John Piper: I want to prevent the reality of justification from moving off of the point where I become a Christian. I want to keep it right there, because that’s where I believe the Bible locates it. I become a Christian by what happens in the event of justification. That’s the first thing.
I want to keep justification from moving off of the basis of Christ’s death and obedience. And I want to keep the doctrine of justification from moving off of the imputation of that obedience to me by faith alone in union with Jesus Christ, so that my confidence in God being totally for me is resting not in what I do, but in what Christ did.

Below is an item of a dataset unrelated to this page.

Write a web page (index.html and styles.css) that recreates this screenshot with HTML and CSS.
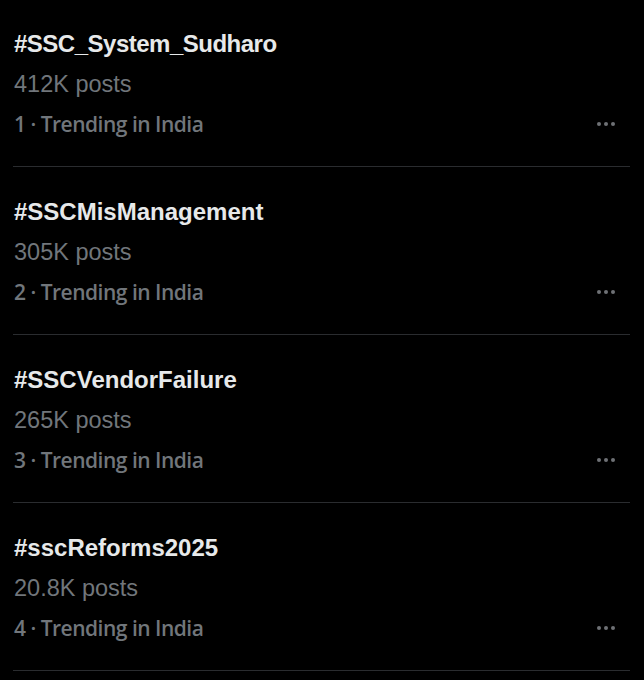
FILE: index.html
```html
<!DOCTYPE html>
<html>
<head>
<meta charset="utf-8">
<link rel="stylesheet" href="styles.css">
</head>
<body>
<div class="list">
  <div class="item">
    <div class="info">
      <div class="tag tag-tight">#SSC_System_Sudharo</div>
      <div class="count">412K posts</div>
      <div class="meta">1 · Trending in India</div>
    </div>
    <div class="more"><span></span><span></span><span></span></div>
  </div>
  <div class="item">
    <div class="info">
      <div class="tag">#SSCMisManagement</div>
      <div class="count">305K posts</div>
      <div class="meta">2 · Trending in India</div>
    </div>
    <div class="more"><span></span><span></span><span></span></div>
  </div>
  <div class="item">
    <div class="info">
      <div class="tag">#SSCVendorFailure</div>
      <div class="count">265K posts</div>
      <div class="meta">3 · Trending in India</div>
    </div>
    <div class="more"><span></span><span></span><span></span></div>
  </div>
  <div class="item">
    <div class="info">
      <div class="tag">#sscReforms2025</div>
      <div class="count">20.8K posts</div>
      <div class="meta">4 · Trending in India</div>
    </div>
    <div class="more"><span></span><span></span><span></span></div>
  </div>
</div>
</body>
</html>
```

FILE: styles.css
```css
html, body {
  margin: 0;
  padding: 0;
  background: #000;
}
body {
  width: 644px;
  height: 680px;
  overflow: hidden;
}
.list {
  display: flex;
  flex-direction: column;
  padding: 0 14px 0 13px;
  margin-top: -1px;
}
.item {
  display: flex;
  align-items: flex-end;
  justify-content: space-between;
  padding: 25px 0 22px 1px;
  border-bottom: 1px solid #2a2c2f;
}
.info {
  display: flex;
  flex-direction: column;
}
.tag, .count, .meta {
  height: 40px;
  line-height: 40px;
  white-space: nowrap;
}
.tag {
  font-family: "Liberation Sans", Arial, sans-serif;
  font-weight: bold;
  font-size: 24px;
  color: #e7e9ea;
}
.tag-tight {
  letter-spacing: -0.5px;
}
.count {
  font-family: "Liberation Sans", Arial, sans-serif;
  font-size: 23.5px;
  color: #71767b;
}
.meta {
  font-family: "Open Sans", sans-serif;
  font-weight: 600;
  font-size: 21px;
  letter-spacing: -0.5px;
  color: #71767b;
}
.more {
  display: flex;
  gap: 3px;
  height: 40px;
  align-items: center;
  margin-right: 15px;
}
.more span {
  width: 4px;
  height: 4px;
  border-radius: 50%;
  background: #6e7175;
}
```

And I want to keep the doctrine of justification from moving as the foundation on which I stand when I risk my life to bless people. Because I think that’s what we all want—we want live in a way that exalts Christ and blesses people. If we don’t keep the doctrine of the imputation of the obedience of Christ right there in the center of the basis of God being totally for us, we will begin to offer our obedience as the basis of why we are right with God, and that will turn things totally upside-down.
It’s that he’s for me totally that enables me to obey, not that I obey that makes him totally for me. We have to preserve that for the sake of the world, for the sake of the church, and for the sake of the gospel.